Наверное, это от мамы я унаследовала неисправимый оптимизм: хочется надеяться, хочется во всем видеть хорошее, но как-то на душе смутно. Оттого ли, что сама процедура при нашем прибытии меня возмутила? Раздетые догола мужчины и женщины были заперты в «собачьи будки», что-то вроде шкафа без крыши — босиком, на замерзших экскрементах… Или в душе поднялся протест, оттого что при проверке вещей у заключенных отбирали все, что приглянулось тюремщикам? Или я мучительно перенесла стыд, когда, голая, стояла перед всей этой комиссией? Или — и это скорее всего — в лицах этих рабовладельцев середины ХХ века я увидела такое смертельное равнодушие, которое страшнее ненависти?
Но это было там, по ту сторону частокола с колючей проволокой, а тут все должно быть иначе.

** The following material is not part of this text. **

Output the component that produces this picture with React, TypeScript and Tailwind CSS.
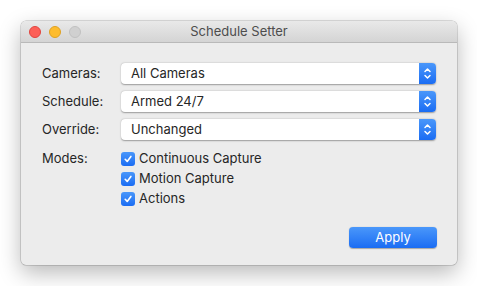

— Вы в бригаде Вайсмана, — говорит мне нарядчик — идите и у него получите свой хлеб.
Значит, мой кормилец, а следовательно и хозяин, Вайсман.
Мне указывают, где его найти. В сарае большой, как гроб, ящик. В ящике — хлеб, нарезанный пайками. Довески приколоты лучинками. Возле ящика с дощечкой в руке стоит сам Хайм Исакович Вайсман — высокий, стройный, лысый, как колено, старик — сын раввина из Гомеля. Не знаю, кем он был до 1937 года. Говорят, старый революционер, всю свою жизнь посвятивший борьбе за свободу и справедливость. Убежденный коммунист — один из тех, которые еще встречались до 1937 года. И судьба его была такой же, как судьбы тысяч и тысяч ему подобных. Но он не отчаялся, не обозлился. Во что он верил, что любил и что ненавидел, трудно было сказать. Никто от него не слышал ни жалобы, ни слова осуждения или похвалы по адресу тех, кто разбил его жизнь и растоптал его идеалы. Но я знаю одно: он был умен, очень умен, и весь свой ум, свой опыт — я бы сказала, мудрость — направлял на то, чтобы помочь своим бригадникам выжить. Но для этого приходилось проделывать чудеса, чтобы, закрывая наряды, сводить концы с концами и выкраивать для своих бригадников обычную гарантийную пайку хлеба в 670 граммов. Каким-то чудом это ему почти всегда удавалось.
В этом куске хлеба была жизнь, или, вернее, более медленный путь к смерти.
Шестьсот семьдесят граммов — это не так уж мало. Если бы только не это убийственное однообразие! Хотя человеческий организм — очень тонко устроенная живая лаборатория, но все же из одного хлеба, в котором к тому же было очень много соломы и воды, невозможно изготовить все необходимое для создания и поддержания живых клеток организма: белки, жиры, углеводы, витамины, ферменты… Даже если есть этот хлеб, как говорится, от пуза, и то организм со временем ощутил бы острую недостачу белков, витаминов, ферментов, а это, в свою очередь, помешало бы усвоить с пользой углеводы. Ведь мы были лишены возможности грызть кору деревьев, есть «гнилушки», траву, корни, листья. Эти добавки к горсти муки дают возможность человеку извлечь из нее все, что она может дать. Когда же питаешься только хлебом, и притом впроголодь, то образуется своего рода заколдованный круг: истощенный организм не в состоянии усвоить хлеб, а организм, неспособный усвоить хлеб, истощается. Атрофируются слизистые оболочки желудка и кишечника, «ворсинки» перестают всасывать хилус — питательные вещества, приведенные в такое состояние, когда они могут поступать в кровь и оттуда — в живые клетки организма.
Итак, кишечник не может использовать пищу и она извергается наружу. Это и есть голодный понос. Жидкие каловые массы раздражают истонченные стенки атрофированного кишечника, отсюда — слизистый стул, а затем и кровавый. Это уже голодный гемоколит, который легко принять за дизентерию, хотя дизентерийные микробы отсутствуют. По мере истощения, которое неустанно прогрессирует, образуются безбелковые отеки. Развивается самый ужасный вид авитаминоза — пеллагра.
Заслуга Вайсмана заключалась в том, что он умудрялся всеми правдами и неправдами сохранить своим бригадникам тот минимум, который им давал возможность подольше протянуть.
— Вы признаны инвалидом второй группы и можете работать сидя, — сказал Вайсман. — У нас в бригаде следующие цеха: изготовление деревянной игрушки, главным образом деревянных грузовичков; ширпотреб, то есть изготовление деревянных гребешков и портсигаров; наконец, бондарный цех, где делают бочарную клепку, черемуховые обручи и собирают бочки. Что предпочтете вы?
— Да здесь и выбирать нечего! Пойду в бондари.